I don't believe the scriptures call them gods literally, but entirely metaphorically, and I read the whole books, which are filled with references to the unitary monotheism of the Jews.
Although God in Gen. 1:26 may have spoken to angels or to his personified wisdom, or with a ''royal we'', in the very next verse Gen. 1:27 we learn that he did all by himself. Your teachers have a wise saying about this - that whenever a heretic comes to you with a verse, you should just read the next verse.
Oh, no, Petosiris. Here you go on again about "my teachers." You simply are incorrect. Thankfully you believe these imaginative beings had something wise to say. If you wish to get particular about the grammatical distinctions between plural and singular, recall my one teacher 47 years ago.

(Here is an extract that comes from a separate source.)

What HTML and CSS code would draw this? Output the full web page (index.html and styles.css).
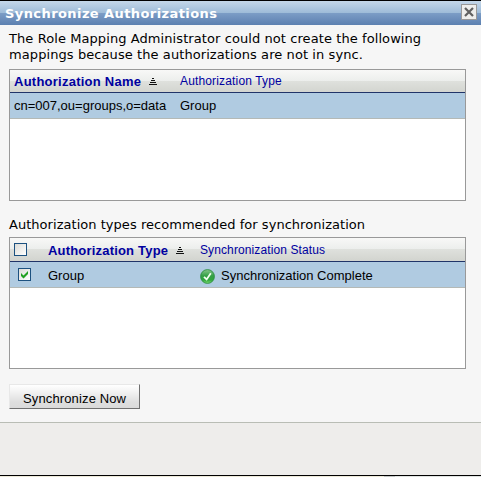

Why is your insistence on my alleged "teachers" so important to you? Is the implication that the student is incapable of moving beyond her basic lessons?

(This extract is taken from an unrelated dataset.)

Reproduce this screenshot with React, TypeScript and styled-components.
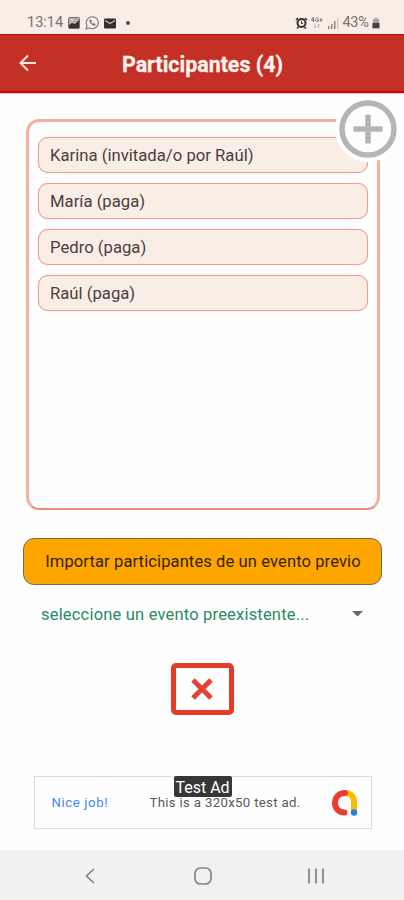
import React from "react";
import styled, { createGlobalStyle } from "styled-components";

const GlobalStyle = createGlobalStyle`
  * { box-sizing: border-box; }
  body { margin: 0; background: #fff; font-family: Roboto, sans-serif; }
  button { font-family: inherit; padding: 0; margin: 0; }
  svg { display: block; flex: none; }
`;

const Screen = styled.div`
  width: 404px;
  height: 900px;
  display: flex;
  flex-direction: column;
  background: #fefefe;
  overflow: hidden;
`;

const StatusBar = styled.div`
  height: 34px;
  flex: none;
  display: flex;
  justify-content: space-between;
  align-items: flex-start;
  padding: 13px 24px 0 27px;
  background: #f8eee5;
`;

const StatusGroup = styled.div<{ $gap: number }>`
  display: flex;
  align-items: center;
  height: 20px;
  gap: ${(p) => p.$gap}px;
`;

const StatusText = styled.span<{ $spacing: number }>`
  font-size: 14.5px;
  line-height: 20px;
  color: #77716c;
  letter-spacing: ${(p) => p.$spacing}px;
`;

const Header = styled.header`
  height: 59px;
  flex: none;
  display: grid;
  grid-template-columns: 56px 1fr 56px;
  align-items: center;
  background: #c43025;
  border-top: 1px solid #b20f08;
  border-bottom: 2px solid #bd0d09;
  box-shadow: 0 1px 1px #f6c5c2;
`;

const BackButton = styled.button`
  border: 0;
  background: none;
  padding-left: 17px;
`;

const Title = styled.h1`
  margin: 3px 0 0 1px;
  text-align: center;
  font-size: 21.4px;
  line-height: 28px;
  font-weight: 700;
  color: #fff4ed;
  white-space: nowrap;
  -webkit-text-stroke: 0.3px #fff4ed;
`;

const Content = styled.main`
  flex: 1;
  display: flex;
  flex-direction: column;
  align-items: center;
  padding-top: 26px;
`;

const Panel = styled.section`
  position: relative;
  width: 354px;
  height: 391px;
  margin-left: 2px;
  padding: 15px 9px;
  border: 3px solid #f5b0a2;
  border-bottom: 2px solid #ef8b79;
  border-radius: 13px;
`;

const AddButton = styled.button`
  position: absolute;
  top: -26px;
  right: -24px;
  width: 66px;
  height: 66px;
  border: 0;
  border-radius: 50%;
  background: #fefefe;
  display: grid;
  place-items: center;
`;

const List = styled.ul`
  list-style: none;
  margin: 0;
  padding: 0;
  display: flex;
  flex-direction: column;
  gap: 10px;
`;

const Item = styled.li`
  height: 36px;
  padding-left: 11px;
  border: 1px solid #ee9f90;
  box-shadow: 0 0 1px #ee9f90;
  border-radius: 10px;
  background: #f8eee6;
  color: #4b403d;
  font-size: 16.7px;
  line-height: 36px;
  white-space: nowrap;
`;

const ImportButton = styled.button`
  width: 359px;
  height: 47px;
  margin: 28px 0 0 1px;
  padding-left: 1px;
  border: 1px solid #766d50;
  border-radius: 11px;
  background: #ffa500;
  color: #302300;
  font-size: 16.5px;
  letter-spacing: 0.12px;
  white-space: nowrap;
`;

const Select = styled.div`
  width: 322px;
  height: 30px;
  margin-top: 14px;
  display: flex;
  align-items: center;
  justify-content: space-between;
  color: #288b63;
  font-size: 16.5px;
  letter-spacing: 0.19px;
`;

const CancelButton = styled.button`
  width: 63px;
  height: 52px;
  margin-top: 34px;
  border: 5px solid #e63b2b;
  border-radius: 5px;
  background: #fefefe;
  display: grid;
  place-items: center;
`;

const AdBanner = styled.aside`
  position: relative;
  width: 338px;
  height: 53px;
  margin-top: 61px;
  margin-left: 1px;
  border: 1px solid #d9dfe0;
  display: grid;
  grid-template-columns: 115px 1fr 40px;
  align-items: center;
  padding-left: 17px;
  font-size: 13.2px;
`;

const AdLink = styled.span`
  color: #4386f5;
  letter-spacing: 0.6px;
`;

const AdCopy = styled.span`
  margin-left: -17px;
  color: #595959;
  white-space: nowrap;
  letter-spacing: 0.33px;
`;

const AdTag = styled.span`
  position: absolute;
  left: 139px;
  top: -1px;
  width: 58px;
  height: 21px;
  border-radius: 2px;
  background: #373737;
  color: #fff;
  font-size: 16px;
  line-height: 23px;
  text-align: center;
  white-space: nowrap;
`;

const NavBar = styled.nav`
  height: 50px;
  flex: none;
  display: grid;
  grid-template-columns: repeat(3, 113px);
  justify-content: center;
  align-items: center;
  justify-items: center;
  background: #f1f1f1;
  padding: 1px 0 0 1px;
`;

const participants = [
  "Karina (invitada/o por Raúl)",
  "María (paga)",
  "Pedro (paga)",
  "Raúl (paga)",
];

const PhotoIcon = () => (
  <svg width="12" height="12" viewBox="0 0 12 12">
    <rect x=".5" y=".5" width="11" height="11" rx="1" fill="#b6b0aa" stroke="#77716c" />
    <path d="M1 8l3-2 3 1 4-4v8H1z" fill="#373431" />
    <circle cx="4" cy="3" r="1" fill="#eee4dc" />
  </svg>
);

const WhatsAppIcon = () => (
  <svg width="14" height="14" viewBox="0 0 14 14" fill="none" stroke="#7b7671">
    <path d="M1 13l1-3.5A6 6 0 1 1 4.500 12z" strokeWidth="1.100" />
    <path d="M4.500 4c0 3 2.500 5.500 5.500 5.500l.4-1.500-1.700-.7-.8.8-2-2 .8-.8-.8-1.700z" fill="#7b7671" strokeWidth=".3" />
  </svg>
);

const MailIcon = () => (
  <svg width="12" height="11" viewBox="0 0 12 11">
    <rect y=".5" width="12" height="10" rx="1" fill="#33302d" />
    <path d="M1 2.500l5 3 5-3" fill="none" stroke="#c6bdb6" strokeWidth="1.200" />
  </svg>
);

const AlarmIcon = () => (
  <svg width="13" height="12" viewBox="0 0 13 12" fill="none" stroke="#36322f">
    <circle cx="6.500" cy="6" r="4" strokeWidth="2" />
    <path d="M1 3l2-2M12 3l-2-2M3.500 10L2 11.500M9.500 10l1.500 1.500" strokeWidth="1.500" />
    <path d="M6.500 4v2.500H8" />
  </svg>
);

const NetworkIcon = () => (
  <svg width="12" height="12" viewBox="0 0 12 12" fill="none" stroke="#77716c">
    <path d="M2.500 0v5M.5 3.500h3M2 .5L.5 3M7.500 1.500C6 0 4.500 1 4.500 2.700S6 5.200 7.500 4V3H6M10 1v4M8.500 3h3" strokeWidth=".9" />
    <path d="M4 7v4M2.800 9.500L4 11l1-1.500M7.500 11V7M6.500 8.500l1-1.500 1 1.500" stroke="#b8b0a9" strokeWidth=".8" />
  </svg>
);

const SignalIcon = () => (
  <svg width="12" height="11" viewBox="0 0 12 11" fill="#8c857f">
    <path d="M1 8h1.500v3H1zM4 6h1.500v5H4zM7 3h1.500v8H7z" />
    <path d="M10 0h1.500v11H10z" fill="#d0c7bf" />
  </svg>
);

const BatteryIcon = () => (
  <svg width="8" height="12" viewBox="0 0 9 12">
    <path d="M3 0h3v1.500h2V6H1V1.500h2z" fill="#aaa29b" />
    <path d="M.5 6h8v6h-8z" fill="#45403c" />
  </svg>
);

const Dot = styled.span`
  width: 4px;
  height: 4px;
  margin-left: 5px;
  border-radius: 50%;
  background: #4d4844;
`;

export default function App() {
  return (
    <Screen>
      <GlobalStyle />
      <StatusBar>
        <StatusGroup $gap={5}>
          <StatusText $spacing={0}>13:14</StatusText>
          <PhotoIcon />
          <WhatsAppIcon />
          <MailIcon />
          <Dot />
        </StatusGroup>
        <StatusGroup $gap={3.5}>
          <AlarmIcon />
          <NetworkIcon />
          <SignalIcon />
          <StatusText $spacing={-0.3}>43%</StatusText>
          <BatteryIcon />
        </StatusGroup>
      </StatusBar>
      <Header>
        <BackButton aria-label="Volver">
          <svg width="22" height="20" viewBox="0 0 22 20" fill="none" stroke="#ffe9dc" strokeWidth="2">
            <path d="M19 10H4M11 2.500L3.500 10l7.500 7.500" />
          </svg>
        </BackButton>
        <Title>Participantes (4)</Title>
      </Header>
      <Content>
        <Panel>
          <List>
            {participants.map((name) => (
              <Item key={name}>{name}</Item>
            ))}
          </List>
          <AddButton aria-label="Agregar">
            <svg width="58" height="58" viewBox="0 0 58 58" fill="none" stroke="#b5b5b5">
              <circle cx="29" cy="29" r="26" strokeWidth="5.500" />
              <path d="M29 14.500v29M14.500 29h29" strokeWidth="5.500" />
            </svg>
          </AddButton>
        </Panel>
        <ImportButton>Importar participantes de un evento previo</ImportButton>
        <Select>
          <span>seleccione un evento preexistente...</span>
          <svg width="11" height="6" viewBox="0 0 11 6">
            <path d="M0 0h11L5.500 5.500z" fill="#686868" />
          </svg>
        </Select>
        <CancelButton aria-label="Cancelar">
          <svg width="24" height="24" viewBox="0 0 24 24" fill="none" stroke="#e24334" strokeWidth="5">
            <path d="M3 3l18 18M21 3L3 21" />
          </svg>
        </CancelButton>
        <AdBanner>
          <AdLink>Nice job!</AdLink>
          <AdCopy>This is a 320x50 test ad.</AdCopy>
          <svg width="28" height="28" viewBox="0 0 28 28" fill="none" strokeWidth="6" strokeLinecap="round">
            <path d="M14 4c6 0 9 4 9 9v9" stroke="#fbbc04" />
            <path d="M14 4C7.500 4 4 8.500 4 14s4 9.500 9.500 9.500" stroke="#ea3d2f" />
            <circle cx="23" cy="23.500" r="3.200" fill="#287de1" />
          </svg>
          <AdTag>Test Ad</AdTag>
        </AdBanner>
      </Content>
      <NavBar>
        <svg width="12" height="18" viewBox="0 0 12 18" fill="none" stroke="#858585" strokeWidth="1.700">
          <path d="M10 2L2.500 9l7.500 7" />
        </svg>
        <svg width="20" height="20" viewBox="0 0 20 20" fill="none" stroke="#858585" strokeWidth="1.700">
          <rect x="2" y="2" width="16" height="16" rx="5.500" />
        </svg>
        <svg width="18" height="18" viewBox="0 0 18 18" stroke="#909090" strokeWidth="2">
          <path d="M2 1.500v15M9 1.500v15M16 1.500v15" />
        </svg>
      </NavBar>
    </Screen>
  );
}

Or is it, conversely, that the student implicitly adopts whatever her teachers tell her? In which case, how do you understand my being secular for the last 24 years or so? Would rabbis have told me to do that?
Who were your teachers?
I hope you will read up on biblical criticism. As I explained in a previous post, this doesn't mean trashing the Bible, but is a centuries-old type of scholarship that works more like philology.
The belief that "Moses wrote the Torah" is traditional, but not borne out by biblical scholarship.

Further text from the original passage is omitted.